(Short task): Pick out every line in the data below that holds "this".

[Stored dataset items]
------
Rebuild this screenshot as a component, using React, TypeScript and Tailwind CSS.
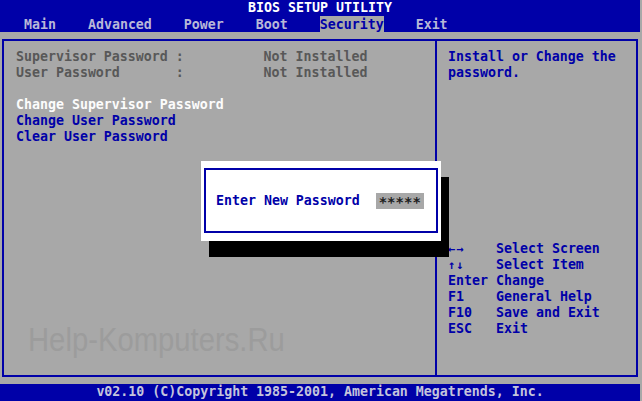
const menu = ["Main", "Advanced", "Power", "Boot", "Security", "Exit"];
const active = "Security";

const keys: [string, string, boolean][] = [
  ["←→", "Select Screen", true],
  ["↑↓", "Select Item", true],
  ["Enter", "Change", false],
  ["F1", "General Help", false],
  ["F10", "Save and Exit", false],
  ["ESC", "Exit", false],
];

export default function App() {
  return (
    <div className="relative w-[642px] h-[401px] overflow-hidden bg-[#a8a8a8] font-['DejaVu_Sans_Mono',monospace] text-[13.288px] leading-[16px] font-bold whitespace-pre">
      <div className="w-[640px] h-full flex flex-col">
        {/* title + menu bar */}
        <header className="h-[32px] bg-[#0000a8]">
          <div className="h-[16px] text-center text-white">BIOS SETUP UTILITY</div>
          <nav className="h-[16px] flex pl-[24px] gap-[32px] text-[#b8b8d8] pt-px">
            {menu.map((m) => (
              <span key={m} className={m === active ? "bg-[#a8a8a8] text-[#0000a8] -mt-px pt-px" : ""}>
                {m}
              </span>
            ))}
          </nav>
        </header>

        {/* framed work area */}
        <main className="h-[352px] pt-[7px] px-[2px]">
          <div className="h-[338px] border-2 border-[#0000a8] flex">
            <section className="w-[431px] pt-[8px] pl-[12px] flex flex-col">
              <div className="h-[16px] text-[#585858]">{"Supervisor Password :          Not Installed"}</div>
              <div className="h-[16px] text-[#585858]">{"User Password       :          Not Installed"}</div>
              <div className="h-[16px]" />
              <div className="h-[16px] text-[#fcfcfc]">Change Supervisor Password</div>
              <div className="h-[16px] text-[#0000a8]">Change User Password</div>
              <div className="h-[16px] text-[#0000a8]">Clear User Password</div>
            </section>
            <aside className="flex-1 border-l-2 border-[#0000a8] pt-[8px] pl-[11px] text-[#0000a8] flex flex-col">
              <div className="h-[16px]">Install or Change the</div>
              <div className="h-[16px]">password.</div>
              <div className="mt-[160px] flex flex-col">
                {keys.map(([k, d, arrow]) => (
                  <div key={d} className="h-[16px] flex">
                    <span className={arrow ? "w-[48px] text-[12px] tracking-[1px]" : "w-[48px]"}>{k}</span>
                    <span>{d}</span>
                  </div>
                ))}
              </div>
            </aside>
          </div>
        </main>

        {/* copyright bar */}
        <footer className="h-[17px] bg-[#0000a8] text-center text-[#c4c4dc]">
          v02.10 (C)Copyright 1985-2001, American Megatrends, Inc.
        </footer>
      </div>

      {/* watermark over the left panel */}
      <div className="absolute left-[28px] top-[323px] origin-left scale-x-[0.873] font-['Liberation_Sans',sans-serif] font-normal text-[33.5px] leading-none text-[#9c9c9c]">
        Help-Komputers.Ru
      </div>

      {/* password dialog */}
      <div className="absolute left-[201px] top-[161px] w-[240px] h-[80px] bg-white shadow-[8px_16px_0_0_#000] pt-[7px] px-[3px] pb-[8px] flex">
        <div className="flex-1 border-2 border-[#0000a8] flex items-center pl-[10px] gap-[16px]">
          <span className="text-[#0000a8] pt-px">Enter New Password</span>
          <span className="w-[48px] h-[16px] bg-[#a8a8a8] text-center text-[14px] text-[#202020] pt-px">*****</span>
        </div>
      </div>
    </div>
  );
}
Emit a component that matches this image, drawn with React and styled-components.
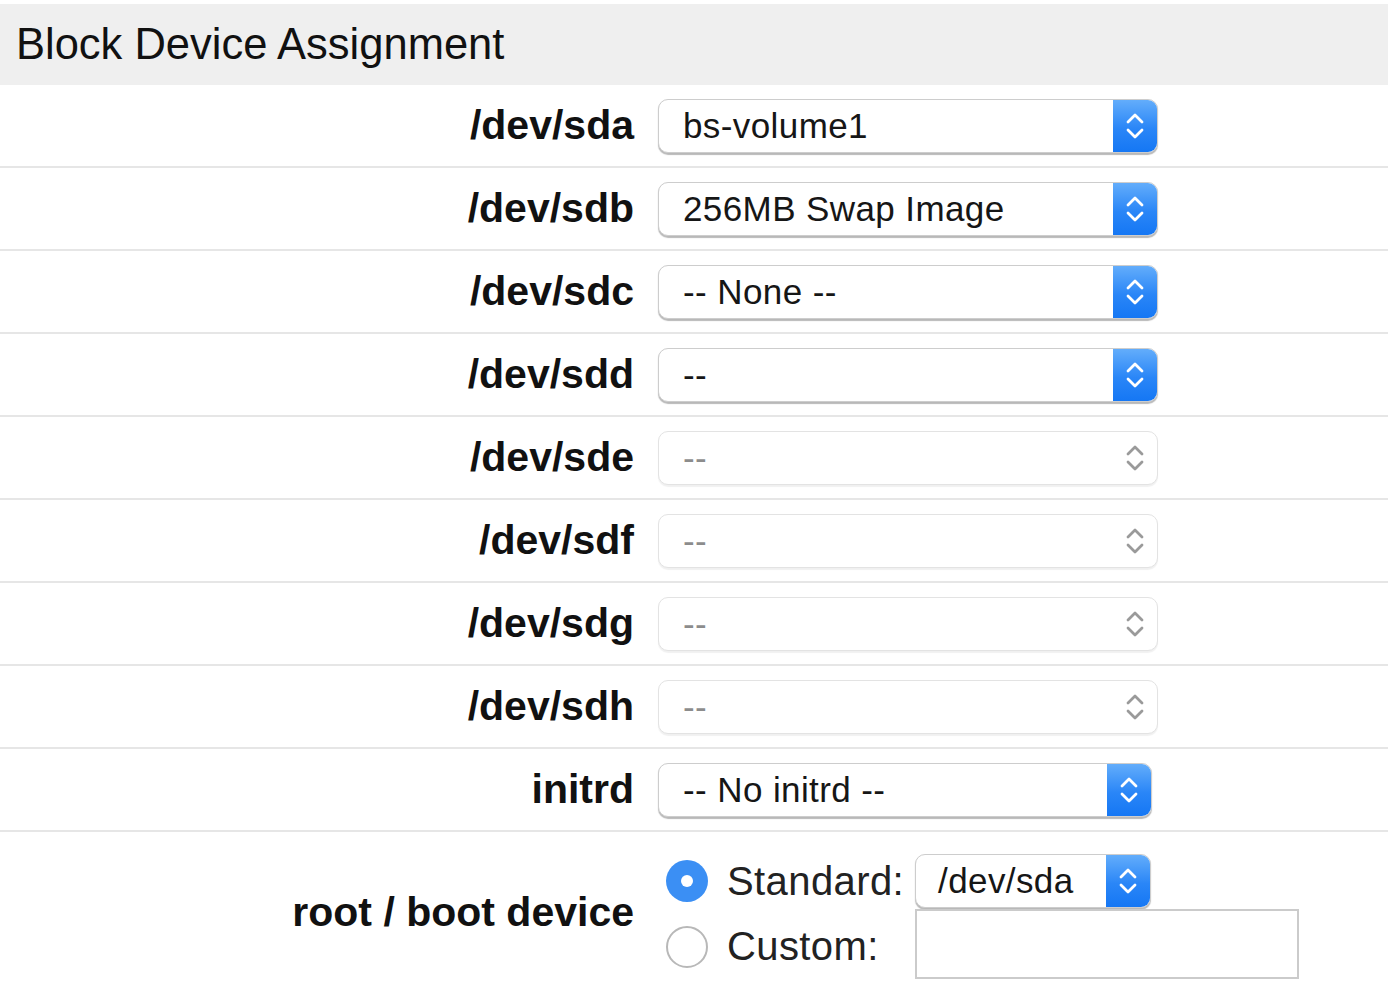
import React from 'react';
import styled, { createGlobalStyle } from 'styled-components';

const GlobalStyle = createGlobalStyle`
  html, body {
    margin: 0;
    padding: 0;
    background: #ffffff;
  }
  body {
    font-family: "Liberation Sans", Arial, Helvetica, sans-serif;
    color: #111111;
  }
`;

const Page = styled.div`
  width: 1388px;
  padding-top: 4px;
  box-sizing: border-box;
`;

const Header = styled.div`
  height: 81px;
  background: #efefef;
  display: flex;
  align-items: center;
  padding-left: 16px;
  font-size: 43.5px;
  color: #111;
`;

const FormRow = styled.div`
  display: grid;
  grid-template-columns: 634px 1fr;
  column-gap: 24px;
  align-items: center;
  min-height: ${(p) => p.height || 81}px;
  border-bottom: ${(p) => (p.last ? 'none' : '2.4px solid #e6e6e6')};
`;

const Label = styled.div`
  text-align: right;
  font-weight: bold;
  font-size: 41px;
  color: #111;
`;

const SelectBox = styled.div`
  width: ${(p) => p.width}px;
  height: 54px;
  box-sizing: border-box;
  border: 1.5px solid ${(p) => (p.disabled ? '#e3e3e3' : '#cdcdcd')};
  border-radius: 10px;
  background: #fff;
  box-shadow: ${(p) =>
    p.disabled ? '0 1.5px 1px rgba(0,0,0,0.06)' : '0 1.5px 1px rgba(0,0,0,0.28)'};
  display: flex;
  align-items: center;
  overflow: hidden;
`;

const SelectText = styled.span`
  flex: 1;
  padding-left: ${(p) => p.pad || 24}px;
  font-size: 35px;
  letter-spacing: 0.4px;
  color: ${(p) => (p.muted ? '#8c8c8c' : '#161616')};
  white-space: nowrap;
`;

const Stepper = styled.div`
  width: 44px;
  height: 100%;
  display: flex;
  align-items: center;
  justify-content: center;
  background: ${(p) =>
    p.disabled ? 'transparent' : 'linear-gradient(180deg, #63adfb 0%, #2a86f7 55%, #1577f4 100%)'};
`;

const RootControls = styled.div`
  display: grid;
  grid-template-columns: 42px auto 1fr;
  column-gap: 19px;
  row-gap: 1px;
  align-items: center;
  padding: 21px 0 12px 8px;
`;

const Radio = styled.span`
  width: 42px;
  height: 42px;
  border-radius: 50%;
  box-sizing: border-box;
  display: flex;
  align-items: center;
  justify-content: center;
  margin-top: ${(p) => (p.checked ? 0 : 5)}px;
  background: ${(p) => (p.checked ? '#3b8ff4' : '#fff')};
  border: ${(p) => (p.checked ? 'none' : '2.5px solid #b8b8b8')};
  &::after {
    content: '';
    display: ${(p) => (p.checked ? 'block' : 'none')};
    width: 12px;
    height: 12px;
    border-radius: 50%;
    background: #fff;
  }
`;

const RadioLabel = styled.span`
  font-size: 40px;
  letter-spacing: 0.4px;
  color: #222;
  margin-right: -8px;
  margin-top: ${(p) => p.offset || 0}px;
`;

const TextInput = styled.div`
  width: 384px;
  height: 70px;
  box-sizing: border-box;
  border: 2px solid #cbcbcb;
  background: #fff;
`;

const Chevrons = ({ disabled }) => (
  <svg width="20" height="30" viewBox="0 0 20 30">
    <path
      d="M3 11 L10 4 L17 11 M3 19 L10 26 L17 19"
      fill="none"
      stroke={disabled ? '#9a9a9a' : '#ffffff'}
      strokeWidth="2.8"
      strokeLinecap="round"
      strokeLinejoin="round"
    />
  </svg>
);

const Select = ({ value, width = 500, disabled, muted, pad }) => (
  <SelectBox width={width} disabled={disabled}>
    <SelectText muted={muted || disabled} pad={pad}>{value}</SelectText>
    <Stepper disabled={disabled}>
      <Chevrons disabled={disabled} />
    </Stepper>
  </SelectBox>
);

const devices = [
  { dev: '/dev/sda', value: 'bs-volume1' },
  { dev: '/dev/sdb', value: '256MB Swap Image' },
  { dev: '/dev/sdc', value: '-- None --' },
  { dev: '/dev/sdd', value: '--' },
  { dev: '/dev/sde', value: '--', disabled: true },
  { dev: '/dev/sdf', value: '--', disabled: true },
  { dev: '/dev/sdg', value: '--', disabled: true },
  { dev: '/dev/sdh', value: '--', disabled: true },
];

export default function App() {
  return (
    <Page>
      <GlobalStyle />
      <Header>Block Device Assignment</Header>
      {devices.map((d) => (
        <FormRow key={d.dev}>
          <Label>{d.dev}</Label>
          <Select value={d.value} disabled={d.disabled} />
        </FormRow>
      ))}
      <FormRow>
        <Label>initrd</Label>
        <Select value="-- No initrd --" width={494} />
      </FormRow>
      <FormRow last height={160}>
        <Label>root / boot device</Label>
        <RootControls>
          <Radio checked />
          <RadioLabel>Standard:</RadioLabel>
          <Select value="/dev/sda" width={236} pad={22} />
          <Radio />
          <RadioLabel offset={5}>Custom:</RadioLabel>
          <TextInput />
        </RootControls>
      </FormRow>
    </Page>
  );
}
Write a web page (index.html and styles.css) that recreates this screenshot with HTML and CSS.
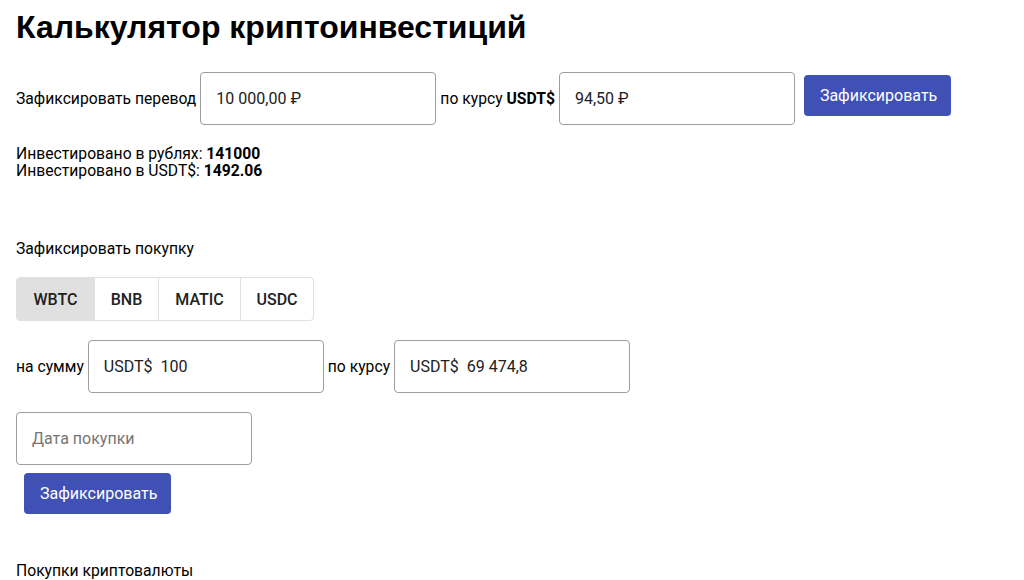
------
(Response to the task):
Rebuild this screenshot as a component, using React, TypeScript and Tailwind CSS.
Emit a component that matches this image, drawn with React and styled-components.
Write a web page (index.html and styles.css) that recreates this screenshot with HTML and CSS.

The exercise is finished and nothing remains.